-- TASK INPUTS --
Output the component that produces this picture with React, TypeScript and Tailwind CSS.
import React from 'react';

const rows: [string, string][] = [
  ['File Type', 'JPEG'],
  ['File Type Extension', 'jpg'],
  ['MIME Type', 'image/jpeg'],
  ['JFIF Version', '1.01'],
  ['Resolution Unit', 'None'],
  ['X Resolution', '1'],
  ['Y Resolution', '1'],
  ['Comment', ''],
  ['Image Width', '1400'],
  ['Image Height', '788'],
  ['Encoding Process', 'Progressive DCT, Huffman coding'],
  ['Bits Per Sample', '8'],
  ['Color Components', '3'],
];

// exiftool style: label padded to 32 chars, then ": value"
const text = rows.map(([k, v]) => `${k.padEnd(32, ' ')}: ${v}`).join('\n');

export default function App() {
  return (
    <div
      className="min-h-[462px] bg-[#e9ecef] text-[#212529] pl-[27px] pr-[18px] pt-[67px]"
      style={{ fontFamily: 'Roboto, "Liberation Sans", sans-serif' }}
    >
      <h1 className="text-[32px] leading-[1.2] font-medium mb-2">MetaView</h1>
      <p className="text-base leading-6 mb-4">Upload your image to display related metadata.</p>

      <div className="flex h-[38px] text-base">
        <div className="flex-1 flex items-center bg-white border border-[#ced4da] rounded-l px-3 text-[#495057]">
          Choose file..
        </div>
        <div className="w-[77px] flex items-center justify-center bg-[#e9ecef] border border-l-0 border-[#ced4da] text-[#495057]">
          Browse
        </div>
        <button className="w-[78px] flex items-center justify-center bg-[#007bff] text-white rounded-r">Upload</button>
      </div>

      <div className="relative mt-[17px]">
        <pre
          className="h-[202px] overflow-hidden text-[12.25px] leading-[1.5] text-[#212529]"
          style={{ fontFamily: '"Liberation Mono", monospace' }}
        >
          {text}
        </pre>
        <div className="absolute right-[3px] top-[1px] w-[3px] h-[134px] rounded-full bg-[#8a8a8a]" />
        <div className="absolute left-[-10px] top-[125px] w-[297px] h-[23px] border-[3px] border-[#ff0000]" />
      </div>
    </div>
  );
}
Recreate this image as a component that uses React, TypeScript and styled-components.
--
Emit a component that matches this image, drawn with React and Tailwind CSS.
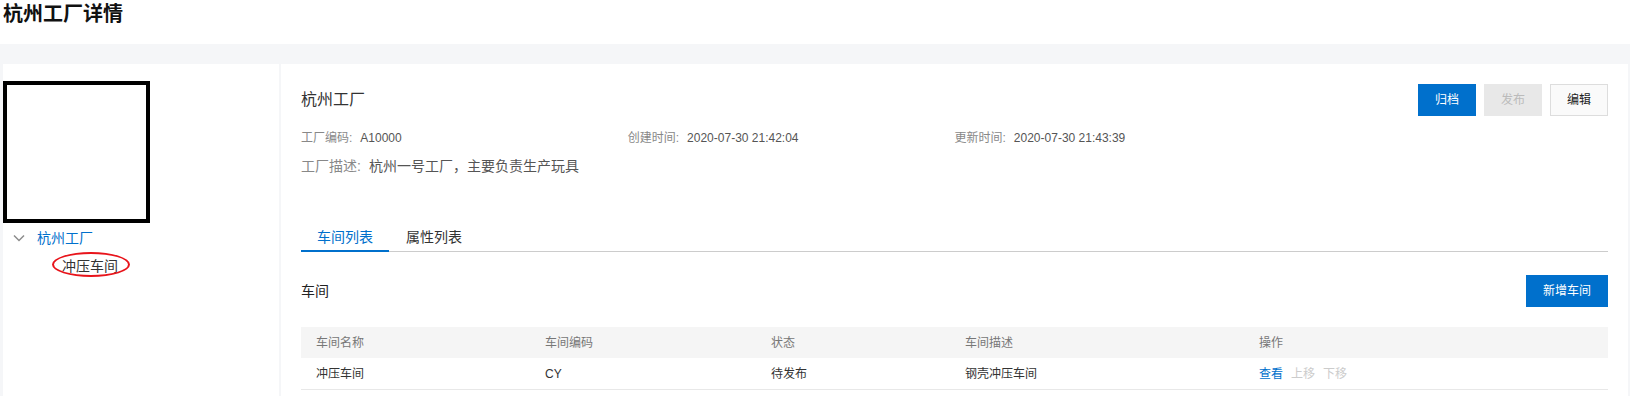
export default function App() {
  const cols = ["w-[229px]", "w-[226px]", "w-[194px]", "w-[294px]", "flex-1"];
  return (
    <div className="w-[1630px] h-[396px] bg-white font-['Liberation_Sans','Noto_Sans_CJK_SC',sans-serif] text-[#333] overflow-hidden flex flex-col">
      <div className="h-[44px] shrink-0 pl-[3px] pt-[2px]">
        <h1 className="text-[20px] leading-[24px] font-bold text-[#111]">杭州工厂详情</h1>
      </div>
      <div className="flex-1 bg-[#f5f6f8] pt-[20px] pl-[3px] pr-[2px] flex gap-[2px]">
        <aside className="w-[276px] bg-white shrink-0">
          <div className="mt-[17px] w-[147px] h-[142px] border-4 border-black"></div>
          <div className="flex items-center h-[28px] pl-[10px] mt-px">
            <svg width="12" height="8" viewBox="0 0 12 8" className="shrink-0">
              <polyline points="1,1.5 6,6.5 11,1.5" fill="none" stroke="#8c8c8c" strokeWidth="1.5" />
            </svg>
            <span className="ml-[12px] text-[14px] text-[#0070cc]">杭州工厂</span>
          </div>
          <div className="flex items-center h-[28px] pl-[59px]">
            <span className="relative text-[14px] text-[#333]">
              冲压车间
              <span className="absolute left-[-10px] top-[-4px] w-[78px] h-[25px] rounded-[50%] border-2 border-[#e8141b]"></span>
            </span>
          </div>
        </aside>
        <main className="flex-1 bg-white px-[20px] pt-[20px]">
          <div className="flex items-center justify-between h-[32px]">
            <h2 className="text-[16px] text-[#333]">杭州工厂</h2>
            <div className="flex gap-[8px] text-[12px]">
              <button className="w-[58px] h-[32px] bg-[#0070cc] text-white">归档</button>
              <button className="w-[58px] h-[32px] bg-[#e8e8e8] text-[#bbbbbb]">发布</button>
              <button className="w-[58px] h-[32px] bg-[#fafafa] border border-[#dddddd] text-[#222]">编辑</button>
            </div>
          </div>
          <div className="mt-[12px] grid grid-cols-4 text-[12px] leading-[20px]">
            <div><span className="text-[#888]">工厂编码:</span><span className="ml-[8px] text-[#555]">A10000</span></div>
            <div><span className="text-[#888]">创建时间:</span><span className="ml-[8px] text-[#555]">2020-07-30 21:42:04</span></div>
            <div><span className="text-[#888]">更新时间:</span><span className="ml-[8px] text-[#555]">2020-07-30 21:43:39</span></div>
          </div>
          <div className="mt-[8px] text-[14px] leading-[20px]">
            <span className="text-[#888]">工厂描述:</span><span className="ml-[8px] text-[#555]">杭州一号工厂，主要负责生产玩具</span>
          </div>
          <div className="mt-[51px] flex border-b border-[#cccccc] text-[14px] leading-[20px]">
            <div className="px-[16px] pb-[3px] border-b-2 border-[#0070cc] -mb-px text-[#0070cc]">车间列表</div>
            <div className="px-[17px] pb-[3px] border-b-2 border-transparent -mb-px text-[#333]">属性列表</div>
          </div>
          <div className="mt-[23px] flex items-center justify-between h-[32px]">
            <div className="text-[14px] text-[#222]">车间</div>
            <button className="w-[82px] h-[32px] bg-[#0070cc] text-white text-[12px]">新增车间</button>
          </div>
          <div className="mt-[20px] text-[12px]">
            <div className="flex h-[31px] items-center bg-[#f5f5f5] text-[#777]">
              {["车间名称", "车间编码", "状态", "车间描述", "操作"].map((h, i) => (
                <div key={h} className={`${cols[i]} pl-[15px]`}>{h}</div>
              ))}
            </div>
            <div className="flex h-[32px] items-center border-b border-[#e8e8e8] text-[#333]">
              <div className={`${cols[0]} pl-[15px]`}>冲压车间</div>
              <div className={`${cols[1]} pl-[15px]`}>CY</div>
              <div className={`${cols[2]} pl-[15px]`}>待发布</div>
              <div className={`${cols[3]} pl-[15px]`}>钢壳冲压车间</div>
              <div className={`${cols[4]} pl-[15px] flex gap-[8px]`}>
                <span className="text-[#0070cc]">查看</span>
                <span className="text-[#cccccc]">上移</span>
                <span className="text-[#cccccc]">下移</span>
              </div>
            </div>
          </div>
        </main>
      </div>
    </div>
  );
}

-- PROBLEM DESCRIPTION --
Copy the records above exactly, beginning at the line that contains "Output the component" and stopping after the line that contains "import React from 'react';".

-- FINISHED ANSWER --
Output the component that produces this picture with React, TypeScript and Tailwind CSS.
import React from 'react';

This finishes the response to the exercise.